А.П.: С этим невозможно спорить.
И.С.: США имеют весьма ограниченный, я бы сказал, неполноценный исторический опыт. Американская нация возникла слишком поздно, когда Старый Свет уже оставил за собой значительную часть исторического пути, по которому он шел. Я не вполне согласен с Бодрийяром, который настаивал на том, что у Америки вообще нет истории, что она — сугубая актуальность, царство модернизма, реализованная утопия. Бодрийяр слишком уж упростил дело. Америка устремлена в историчность, которой ей недостает. Дефицит историчности нашел свое выражение в том, что в США не сложилась серьезная философия. Ибо умозрение представляет себе время культуры целостным, завершаемым, пусть и не сегодня, и нуждается для этого в точке исторического отсчета, в абсолютном генезисе, которого у североамериканцев нет в виде их собственного достояния. Они заимствуют спекулятивные идеи у Западной Европы. Они боятся законченности — и поэтому оптимистичны даже при смерти, эти борцы с курением.

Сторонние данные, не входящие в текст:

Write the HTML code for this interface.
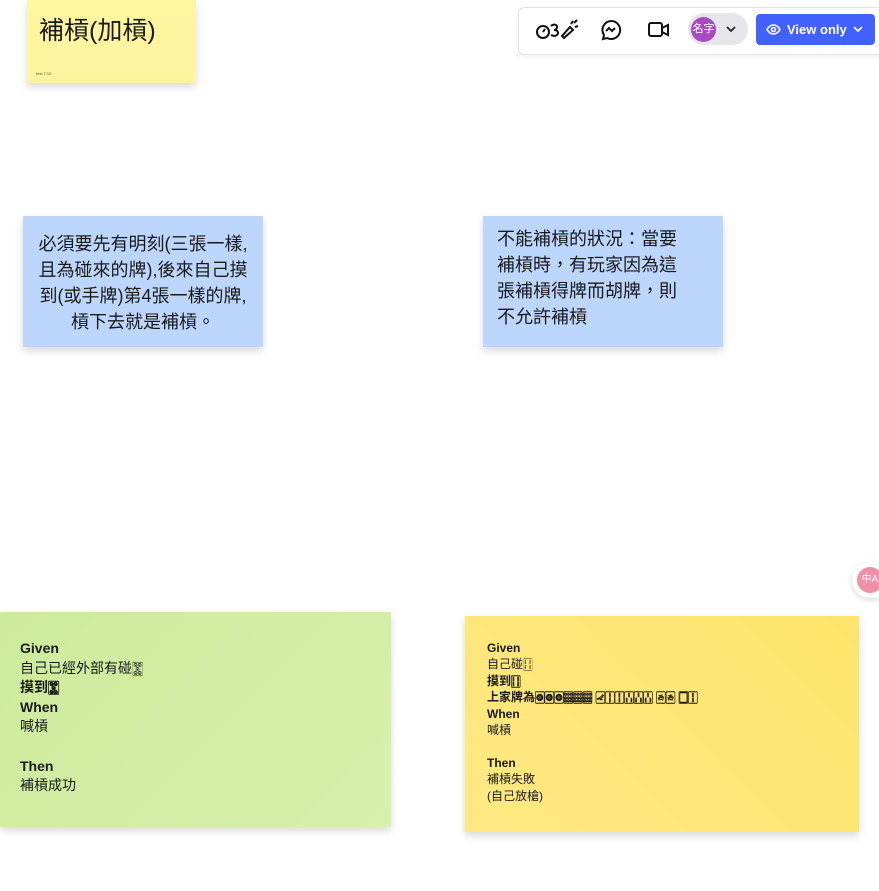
<!DOCTYPE html><html><head><meta charset="utf-8"><style>
body{margin:0;width:879px;height:891px;background:#fff;position:relative;overflow:hidden;font-family:"Liberation Sans","Noto Sans CJK TC",sans-serif;color:#1a1a1a}
.n{position:absolute;box-shadow:0 4px 8px rgba(0,0,0,.15)}
.b{background:#bcd6fd}
.cj{font-size:18px;line-height:26px}
.g b{font-weight:bold}
</style></head><body>
<div class="n" style="left:27px;top:0;width:169px;height:83px;background:linear-gradient(#fff6a0,#fff3a0)">
<div style="position:absolute;left:12px;top:15px;font-size:25px;line-height:32px">補槓(加槓)</div>
<div style="position:absolute;left:9px;top:71px;font-size:4px;color:#555">test 7/10</div></div>
<div class="n b cj" style="left:23px;top:216px;width:240px;height:131px;text-align:center;box-sizing:border-box;padding:15px 8px 0">必須要先有明刻(三張一樣,且為碰來的牌),後來自己摸到(或手牌)第4張一樣的牌,槓下去就是補槓。</div>
<div class="n b cj" style="left:483px;top:216px;width:240px;height:131px;box-sizing:border-box;padding:10px 30px 0 14px">不能補槓的狀況：當要補槓時，有玩家因為這張補槓得牌而胡牌，則不允許補槓</div>
<div class="n" style="left:0;top:612px;width:391px;height:215px;background:linear-gradient(135deg,#cdeb9c,#d7f0ac);box-sizing:border-box;padding:27px 20px;font-size:14px;line-height:19.6px">
<b>Given</b><br>自己已經外部有碰🀝<br><b>摸到🀝</b><br><b>When</b><br>喊槓<br><br><b>Then</b><br>補槓成功</div>
<div class="n" style="left:465px;top:616px;width:394px;height:216px;background:linear-gradient(225deg,#fde56c,#fee883);box-sizing:border-box;padding:24px 22px;font-size:12px;line-height:16.4px">
<b>Given</b><br>自己碰🀓<br><b>摸到🀓</b><br><b>上家牌為🀙🀙🀙🀡🀡🀡 🀐🀑🀑🀒🀒🀒 🀂🀂 🀆🀑</b><br><b>When</b><br>喊槓<br><br><b>Then</b><br>補槓失敗<br>(自己放槍)</div>
<div style="position:absolute;left:518px;top:7px;width:370px;height:46px;background:#fff;border:1px solid #e3e3e8;border-radius:6px;box-shadow:0 2px 6px rgba(0,0,0,.06)"></div>
<svg style="position:absolute;left:535px;top:18px" width="46" height="24" viewBox="0 0 46 24" fill="none" stroke="#111" stroke-width="2"><circle cx="8" cy="14" r="6"/><path d="M8 14l2-3"/><path d="M16 8c2-2 6-2 6 1s-3 3-3 3c2 0 4 1 4 3s-3 4-7 2"/><path d="M27 18l8-9 3 3-9 8z M36 6l2-3 M40 9l3-1 M39 5l3-3"/></svg>
<svg style="position:absolute;left:600px;top:19px" width="22" height="22" viewBox="0 0 22 22" fill="none" stroke="#111" stroke-width="2"><path d="M11 2a9 9 0 1 1-4 17l-4 1 1-4A9 9 0 0 1 11 2z"/><path d="M6 12l3-3 3 3 3-3"/></svg>
<svg style="position:absolute;left:648px;top:20px" width="22" height="20" viewBox="0 0 22 20" fill="none" stroke="#111" stroke-width="2"><rect x="1" y="3" width="13" height="13" rx="2"/><path d="M14 8l6-3v10l-6-3"/></svg>
<div style="position:absolute;left:688px;top:13px;width:60px;height:32px;border-radius:16px;background:#e6e6ea"></div>
<div style="position:absolute;left:691px;top:17px;width:25px;height:25px;border-radius:50%;background:#a94ac0;color:#fff;font-size:11px;line-height:25px;text-align:center">名字</div>
<svg style="position:absolute;left:725px;top:25px" width="12" height="8" viewBox="0 0 12 8" fill="none" stroke="#222" stroke-width="1.8"><path d="M2 2l4 4 4-4"/></svg>
<div style="position:absolute;left:756px;top:14px;width:119px;height:31px;border-radius:4px;background:#4262ff;color:#fff;font-size:13px;font-weight:bold;line-height:31px">
<svg style="position:absolute;left:10px;top:10px" width="15" height="11" viewBox="0 0 15 11" fill="none" stroke="#fff" stroke-width="1.6"><path d="M1 5.5C3 2 5 1 7.5 1S12 2 14 5.5C12 9 10 10 7.5 10S3 9 1 5.5z"/><circle cx="7.5" cy="5.5" r="2"/></svg>
<span style="position:absolute;left:31px">View only</span>
<svg style="position:absolute;left:97px;top:12px" width="10" height="7" viewBox="0 0 10 7" fill="none" stroke="#fff" stroke-width="1.6"><path d="M1 1l4 4 4-4"/></svg></div>
<div style="position:absolute;left:852px;top:562px;width:40px;height:36px;border-radius:18px;background:#fff;box-shadow:0 2px 6px rgba(0,0,0,.15)"></div>
<div style="position:absolute;left:857px;top:567px;width:26px;height:26px;border-radius:50%;background:#f08fa8;color:#fff;font-size:10px;line-height:26px;text-align:center">中A</div>
</body></html>
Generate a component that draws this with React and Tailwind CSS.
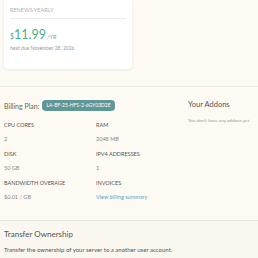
import React from 'react';

const Spec = ({ label, value, link }) => (
  <div className="flex flex-col gap-[7px]">
    <div className="text-[5.5px] leading-[7px] uppercase text-[#555]">{label}</div>
    <div className={`text-[5.5px] leading-[7px] ${link ? 'text-[#5aa5c8]' : 'text-[#888]'}`}>{value}</div>
  </div>
);

export default function App() {
  return (
    <div className="w-[258px] h-[258px] overflow-hidden bg-[#fdfaf3] font-['Lato',sans-serif]">
      {/* Renewal card */}
      <div className="mx-[4px] w-[128px] h-[69px] bg-white rounded-b-[4px] shadow-[0_1px_3px_rgba(0,0,0,0.08)] px-[6px] pt-[7px]">
        <div className="text-[5.5px] leading-[7px] uppercase text-[#b0b0b0] pb-[4px] border-b border-[#eeeeee]">Renews Yearly</div>
        <div className="mt-[9px] flex items-baseline text-[#4cae86]">
          <span className="text-[7px]">$</span>
          <span className="text-[12.5px] leading-[14px]">11.99</span>
          <span className="text-[5.5px] text-[#999] ml-[1px]">/YR</span>
        </div>
        <div className="mt-[3px] text-[5px] leading-[7px] text-[#999]">next due November 28, 2026</div>
      </div>

      {/* Billing section */}
      <div className="mt-[17px] border-t border-[#f0ece2] flex">
        <div className="w-[184px] pl-[4px] pt-[13px]">
          <div className="flex items-center gap-[3px]">
            <span className="text-[7px] leading-[10px] text-[#666]">Billing Plan:</span>
            <span className="bg-[#5f9696] text-white text-[5px] leading-[7px] rounded-[4px] px-[4px] py-[2px]">LA-BF-25-HFS-2-6GY03D2E</span>
          </div>
          <div className="mt-[11px] grid grid-cols-[92px_1fr] gap-y-[8px]">
            <Spec label="CPU Cores" value="2" />
            <Spec label="RAM" value="2048 MB" />
            <Spec label="Disk" value="50 GB" />
            <Spec label="IPv4 Addresses" value="1" />
            <Spec label="Bandwidth Overage" value="$0.01 / GB" />
            <Spec label="Invoices" value="View billing summary" link />
          </div>
        </div>
        <div className="pt-[13px] pl-[4px]">
          <div className="text-[7.5px] leading-[10px] text-[#555]">Your Addons</div>
          <div className="mt-[7px] text-[4.6px] leading-[7px] text-[#999] whitespace-nowrap">You don't have any addons yet.</div>
        </div>
      </div>

      {/* Transfer */}
      <div className="mt-[19px] border-t border-[#ebe6da] bg-[#faf7f0] h-[60px] pl-[4px] pt-[8px]">
        <div className="text-[8px] leading-[10px] text-[#555]">Transfer Ownership</div>
        <div className="mt-[7px] text-[6px] leading-[7px] text-[#555]">Transfer the ownership of your server to a another user account.</div>
      </div>
    </div>
  );
}
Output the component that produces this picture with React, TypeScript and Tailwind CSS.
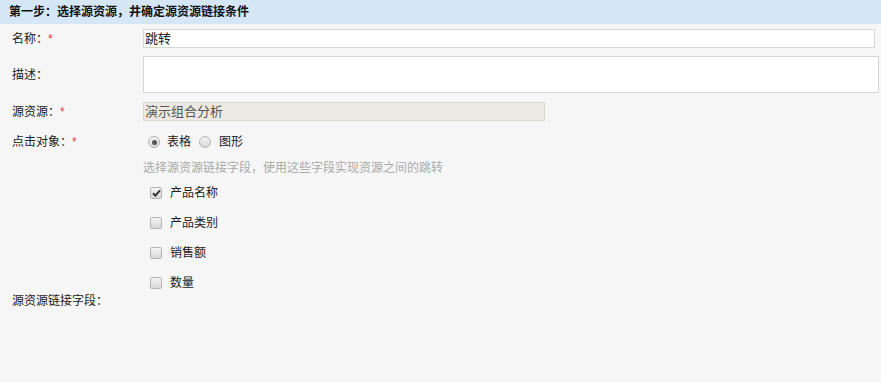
import * as React from "react";

const font = { fontFamily: '"Liberation Sans", "Noto Sans CJK SC", sans-serif' };

function Req() {
  return <span className="text-[#e4393c]">*</span>;
}

function Radio({ checked }: { checked?: boolean }) {
  return (
    <span className="flex h-[12px] w-[12px] items-center justify-center rounded-full border border-[#b4b4b4] bg-gradient-to-b from-[#f4f4f4] to-[#d8d8d8]">
      {checked && <span className="h-[5px] w-[5px] rounded-full bg-[#555]" />}
    </span>
  );
}

function Check({ checked }: { checked?: boolean }) {
  return (
    <span className="flex h-[12px] w-[12px] items-center justify-center rounded-[2px] border border-[#b4b4b4] bg-gradient-to-b from-[#f4f4f4] to-[#d8d8d8]">
      {checked && (
        <svg width="9" height="8" viewBox="0 0 9 8">
          <path d="M1 4.2 L3.4 6.6 L8 1.4" stroke="#333" strokeWidth="2" fill="none" />
        </svg>
      )}
    </span>
  );
}

const fields = [
  { name: "产品名称", checked: true },
  { name: "产品类别" },
  { name: "销售额" },
  { name: "数量" },
];

export default function App() {
  const [target, setTarget] = React.useState("table");

  return (
    <div className="h-[382px] w-[881px] overflow-hidden bg-[#f6f6f6] text-[12px] text-[#222]" style={font}>
      <div className="h-[24px] bg-[#d5e6f6] pl-[9px] text-[12px] font-bold leading-[24px] text-[#111]">
        第一步：选择源资源，井确定源资源链接条件
      </div>

      <div className="grid grid-cols-[143px_1fr]">
        <div className="mt-[5px] flex h-[19px] items-center pl-[12px]">
          名称：<Req />
        </div>
        <div className="mt-[5px]">
          <div className="flex h-[19px] w-[732px] items-center border border-[#d6d6d6] bg-white px-[1px] text-[13px]">
            跳转
          </div>
        </div>

        <div className="mt-[8px] flex h-[37px] items-center pl-[12px]">描述：</div>
        <div className="mt-[8px]">
          <div className="h-[37px] w-[736px] border border-[#d6d6d6] bg-white" />
        </div>

        <div className="mt-[9px] flex h-[19px] items-center pl-[12px]">
          源资源：<Req />
        </div>
        <div className="mt-[9px]">
          <div className="flex h-[19px] w-[402px] items-center border border-[#d8d8d0] bg-[#ebe9e1] px-[1px] text-[13px] text-[#555]">
            演示组合分析
          </div>
        </div>

        <div className="mt-[11px] flex h-[20px] items-center pl-[12px]">
          点击对象：<Req />
        </div>
        <div className="mt-[11px] flex h-[20px] items-center pl-[5px]">
          <label className="flex items-center" onClick={() => setTarget("table")}>
            <Radio checked={target === "table"} />
            <span className="ml-[7px]">表格</span>
          </label>
          <label className="ml-[8px] flex items-center" onClick={() => setTarget("chart")}>
            <Radio checked={target === "chart"} />
            <span className="ml-[8px]">图形</span>
          </label>
        </div>

        <div />
        <div className="mt-[8px] h-[16px] leading-[16px] text-[#aaa]">
          选择源资源链接字段，使用这些字段实现资源之间的跳转
        </div>

        <div className="self-end pl-[12px] leading-[14px]">源资源链接字段：</div>
        <div className="mt-[2px] flex flex-col pb-[10px] pl-[7px]">
          {fields.map((f) => (
            <div key={f.name} className="flex h-[30px] items-center">
              <Check checked={f.checked} />
              <span className="ml-[8px]">{f.name}</span>
            </div>
          ))}
        </div>
      </div>
    </div>
  );
}
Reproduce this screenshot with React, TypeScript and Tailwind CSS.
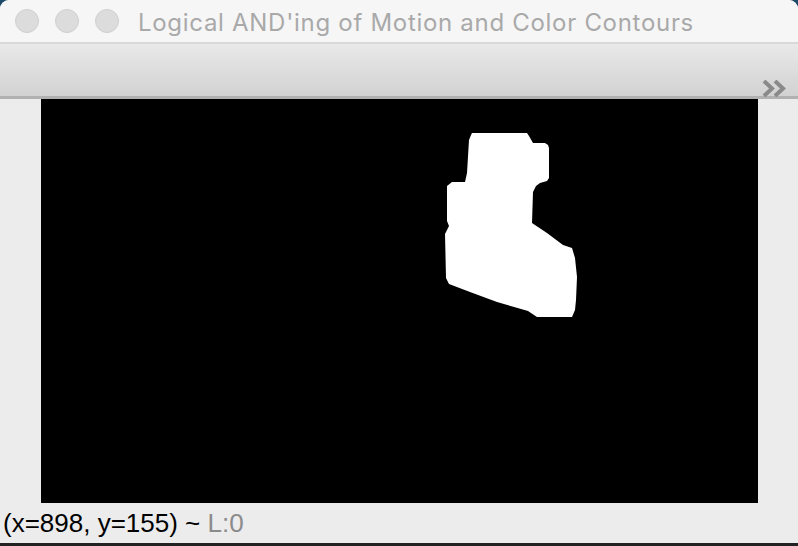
const blob =
  "472,133 527,133 529,136 533,143 545,143 548,145 549,148 549,178 547,181 540,183 536,186 533,192 532,223 547,233 563,245 572,248 575,258 577,277 576,300 575,310 572,317 537,317 528,311 497,302 470,292 449,284 446,278 445,234 449,226 447,221 447,186 452,182 465,182 467,173 469,140 471,135";

function TrafficLight() {
  return <span className="w-6 h-6 rounded-full bg-[#dcdcdc] border border-[#cfcfcf]" />;
}

export default function App() {
  return (
    <div className="w-[798px] h-[546px] bg-[#1c4a68] font-['Liberation_Sans',Arial,sans-serif]">
      <div className="w-full h-full rounded-t-[9px] overflow-hidden flex flex-col bg-[#ececec]">
        {/* Title bar */}
        <div className="h-[44px] flex-shrink-0 bg-[#f6f6f6] border-b-2 border-[#d9d9d9] flex items-center pl-[15px]">
          <div className="flex gap-4">
            <TrafficLight />
            <TrafficLight />
            <TrafficLight />
          </div>
          <span className="ml-[19px] mt-[3px] font-['Inter',sans-serif] text-[24px] tracking-[0.7px] leading-none text-[#a9a9a9] whitespace-nowrap">
            Logical AND'ing of Motion and Color Contours
          </span>
        </div>

        {/* Toolbar */}
        <div className="h-[55px] flex-shrink-0 bg-gradient-to-b from-[#e9e9e9] to-[#d2d2d2] border-b-[3px] border-[#b1b1b1] flex items-end justify-end pr-[11px]">
          <svg width="25" height="17" viewBox="0 0 25 17" className="mb-[-1px]">
            <polyline points="2,1 10,8.5 2,16" fill="none" stroke="#8a8a8a" strokeWidth="4" />
            <polyline points="13,1 21,8.5 13,16" fill="none" stroke="#8a8a8a" strokeWidth="4" />
          </svg>
        </div>

        {/* Canvas */}
        <div className="flex-shrink-0 pl-[41px]">
          <div className="w-[717px] h-[404px] bg-black">
            <svg width="717" height="404" viewBox="41 99 717 404">
              <polygon points={blob} fill="#ffffff" />
            </svg>
          </div>
        </div>

        {/* Status bar */}
        <div className="flex-1 flex items-center pl-[3px] border-b-[3px] border-[#222222] text-[26px] leading-none whitespace-nowrap">
          <span className="text-black">(x=898, y=155) ~&nbsp;</span>
          <span className="text-[#8b8b8b]">L:0</span>
        </div>
      </div>
    </div>
  );
}
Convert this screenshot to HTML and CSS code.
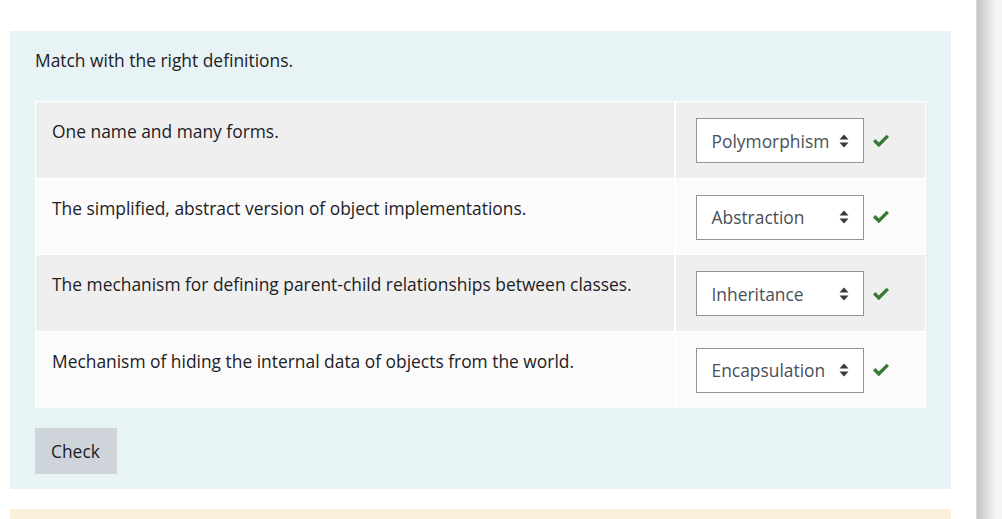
FILE: index.html
```html
<!DOCTYPE html>
<html lang="en">
<head>
<meta charset="utf-8">
<title>Match</title>
<link rel="stylesheet" href="styles.css">
</head>
<body>
<div class="page">
  <div class="main">
    <div class="formulation">
      <p class="qtext">Match with the right definitions.</p>
      <table class="answer">
        <colgroup>
          <col class="col-text">
          <col class="col-control">
        </colgroup>
        <tbody>
          <tr class="r0">
            <td class="text">One name and many forms.</td>
            <td class="control">
              <div class="ctl">
                <div class="select"><span>Polymorphism</span><svg class="arrows" viewBox="0 0 10 14" width="10" height="14"><path d="M5 0.5 L9.5 5.5 H0.5 Z M5 13.5 L9.5 8.5 H0.5 Z" fill="#343a40"/></svg></div>
                <svg class="tick" viewBox="0 0 18 14" width="18" height="14"><path d="M1 7.5 L3.4 5.1 L6.8 8.5 L14.6 0.7 L17 3.1 L6.8 13.3 Z" fill="#357a32"/></svg>
              </div>
            </td>
          </tr>
          <tr class="r1">
            <td class="text">The simplified, abstract version of object implementations.</td>
            <td class="control">
              <div class="ctl">
                <div class="select"><span>Abstraction</span><svg class="arrows" viewBox="0 0 10 14" width="10" height="14"><path d="M5 0.5 L9.5 5.5 H0.5 Z M5 13.5 L9.5 8.5 H0.5 Z" fill="#343a40"/></svg></div>
                <svg class="tick" viewBox="0 0 18 14" width="18" height="14"><path d="M1 7.5 L3.4 5.1 L6.8 8.5 L14.6 0.7 L17 3.1 L6.8 13.3 Z" fill="#357a32"/></svg>
              </div>
            </td>
          </tr>
          <tr class="r0">
            <td class="text">The mechanism for defining parent-child relationships between classes.</td>
            <td class="control">
              <div class="ctl">
                <div class="select"><span>Inheritance</span><svg class="arrows" viewBox="0 0 10 14" width="10" height="14"><path d="M5 0.5 L9.5 5.5 H0.5 Z M5 13.5 L9.5 8.5 H0.5 Z" fill="#343a40"/></svg></div>
                <svg class="tick" viewBox="0 0 18 14" width="18" height="14"><path d="M1 7.5 L3.4 5.1 L6.8 8.5 L14.6 0.7 L17 3.1 L6.8 13.3 Z" fill="#357a32"/></svg>
              </div>
            </td>
          </tr>
          <tr class="r1">
            <td class="text">Mechanism of hiding the internal data of objects from the world.</td>
            <td class="control">
              <div class="ctl">
                <div class="select"><span>Encapsulation</span><svg class="arrows" viewBox="0 0 10 14" width="10" height="14"><path d="M5 0.5 L9.5 5.5 H0.5 Z M5 13.5 L9.5 8.5 H0.5 Z" fill="#343a40"/></svg></div>
                <svg class="tick" viewBox="0 0 18 14" width="18" height="14"><path d="M1 7.5 L3.4 5.1 L6.8 8.5 L14.6 0.7 L17 3.1 L6.8 13.3 Z" fill="#357a32"/></svg>
              </div>
            </td>
          </tr>
        </tbody>
      </table>
      <button class="check" type="button">Check</button>
    </div>
    <div class="outcome"></div>
  </div>
  <div class="scrollbar"></div>
</div>
</body>
</html>
```

FILE: styles.css
```css
html, body {
  margin: 0;
  padding: 0;
  background: #ffffff;
}
body {
  font-family: "Open Sans", "Noto Sans", sans-serif;
  font-size: 17.4px;
  color: #1d2125;
}
.page {
  display: flex;
  height: 519px;
  overflow: hidden;
}
.main {
  width: 976px;
  padding: 31px 25px 0 10px;
  box-sizing: border-box;
}
.formulation {
  width: 941px;
  box-sizing: border-box;
  background: #e7f3f5;
  padding: 17px 25px 15px 25px;
}
.qtext {
  margin: 0 0 29px 0;
  line-height: 24px;
}
.answer {
  width: 890px;
  table-layout: fixed;
  border-collapse: collapse;
  background: #ffffff;
}
.col-text { width: 639px; }
.col-control { width: 251px; }
.answer td {
  border: 1px solid #ffffff;
  vertical-align: top;
}
.answer tr.r0 td { background: #efefef; }
.answer tr.r1 td { background: #fbfbfb; }
.answer td.text {
  padding: 17px 16px 0 16px;
  line-height: 24px;
  border-right-width: 2px;
}
.answer td.control {
  padding: 16px 0 14.5px 20px;
}
.ctl {
  display: flex;
  align-items: center;
  gap: 8px;
}
.select {
  width: 168px;
  height: 45px;
  box-sizing: border-box;
  border: 1px solid #8f959e;
  background: #ffffff;
  color: #495057;
  display: flex;
  align-items: center;
  justify-content: space-between;
  padding: 0 14px 0 15px;
  white-space: nowrap;
}
.arrows {
  display: block;
  flex: none;
}
.tick {
  display: block;
}
.check {
  margin-top: 20px;
  display: block;
  height: 46px;
  padding: 0 17px 0 16px;
  border: none;
  border-radius: 0;
  background: #ced4da;
  color: #1d2125;
  font-family: inherit;
  font-size: 17.4px;
}
.outcome {
  margin-top: 20px;
  width: 941px;
  height: 40px;
  background: #fcefdc;
}
.scrollbar {
  width: 26px;
  flex: none;
  border-left: 1px solid #d9d9d9;
  background: linear-gradient(to right, #c4c4c4, #f3f3f3 70%, #f5f5f5);
}
```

А.П.: То же самое можно сказать и о философии в России.
И.С.: В России долгое время не было философии, но у нее была история в большом (то есть европейском) масштабе, начиная с раннего Средневековья. Такие люди, как Иван Грозный или Сталин, были философами inactu. Оба были апокалиптиками. Екатерина Великая состояла в переписке с Вольтером. Душой русского монархизма в конце XIX- начале ХХ века был Победоносцев — глубокий политический мыслитель. Если не брать в расчет время героического детства Соединенных Штатов, если вынести за скобки, скажем, Франклина, то не было бы преувеличением сказать, что американский президент в принципе не может стать философичным, так как является прагматиком. Пусть он и мыслит в глобальном масштабе, он делает это hicetnunc, будучи мало озабоченным тем, какое финальное состояние примет история на нашей планете. Философия, родившаяся в США, — прагматизм. Истинно все, что полезно человеку, утверждал Джеймс. Дьюи верил лишь в опыт, извлекаемый из труда, и восставал против нашей способности мыслить, отвлеченно мыслить! Я назвал прагматизм философией, что далеко не точно. Скорее, перед нами апологетизирование в квазифилософском дискурсе американского образа жизни, из которого исключается vitacontemplativa (и если созерцательность принимается, что мы можем наблюдать, скажем, в философии Генри Дэвид Торо, то налицо анархическое несогласие с установившимся в США порядком). Прославление этой весьма локальной социокультуры, замещающее целое человеческой истории ее малой частью, продолжили такие неопрагматики, как Джон Ролз и Ричард Рорти, согласно которым у демократии (то есть у американизма) нет альтернативы. Пирса, которого я высоко ценю, я отнес бы не к философам, а к ученым, но об американском сциентизме, бесспорно, выдающемся, я ведь и не говорю сейчас. США подвержены ежегодной смене интеллектуальной моды, каковая прибывает сюда чаще всего из-за границы, радикально философствующей. То, что страна-имитат вдвигается в центр мировых событий, — беда.